The Chunk model represents a chunk from a document. See the Data Sources to better understand how documents are chunked as part of a data source to enable semantic search.

Properties

hash:string
A hash of the chunk text as well parent document information.

text:string
The text of the chunk as it was embedded.

offset:integer
The offset of the chunk in the parent document.

score:float
The similarity score of the chunk as returned by the semantic search.

vector: []float
The embedding vector associated with the chunk.

The Document model

The Document model represents a Data Source document

Properties

document_id: string
The document ID as specified at insertion.

created: integer
Epoch in ms at which the document was inserted.

timestamp: integer
User specified timestamp (epoch in ms) for the document. Can be used to filter documents when querying the Data Source based on their timestamp. If not specified, defaults to the value of created.

tags: []string
User specified list of string tags.

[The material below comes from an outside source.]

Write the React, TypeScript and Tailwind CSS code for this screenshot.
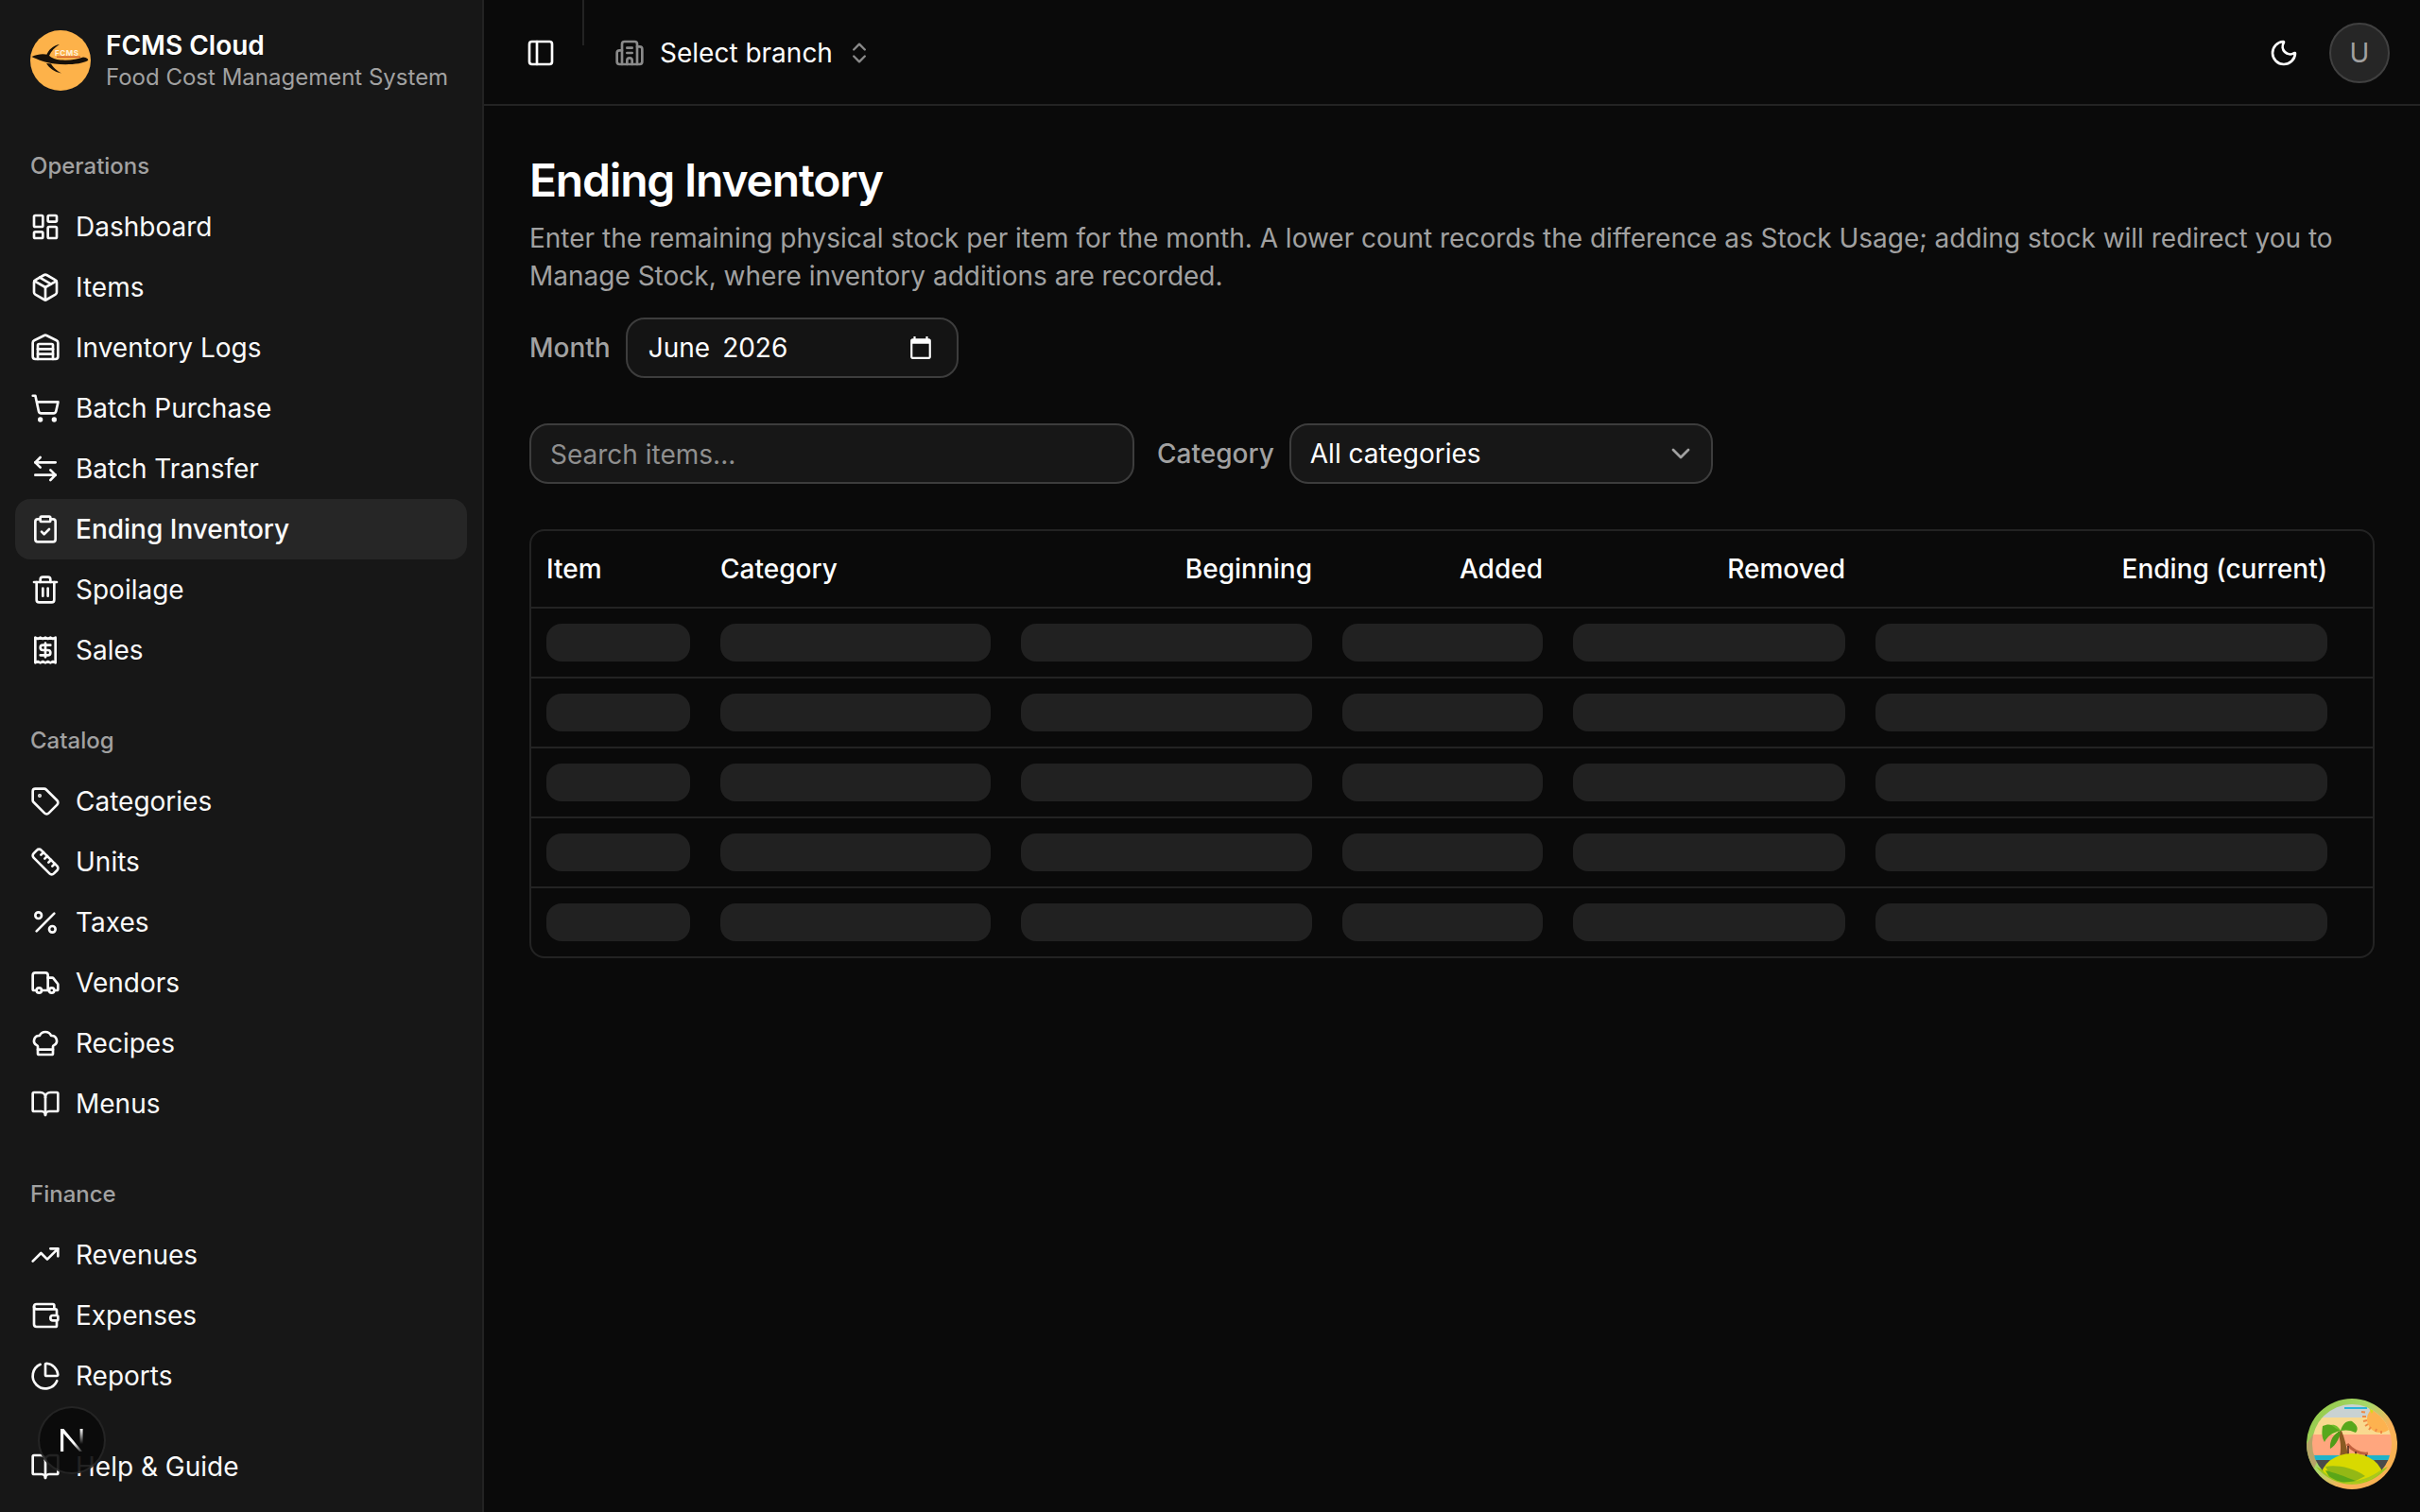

Can be used to filter the results by tags when querying the Data Source. See the data_source block for more details. If not specified, defaults to the empty list.

source_url: string
User specified URL for the document.

text_size: integer
The size in bytes of the document's text.

chunk_count: integer
The number of chunks that were generated from the document's original text for embedding.

chunks: []Chunk
The document's chunks. When searching, only includes relevant chunks. When creating a document, includes all the chunks that were generated.

text: string
The document's full text. When searching, only preset if the full_text is true. Always set when retrieving a document by API.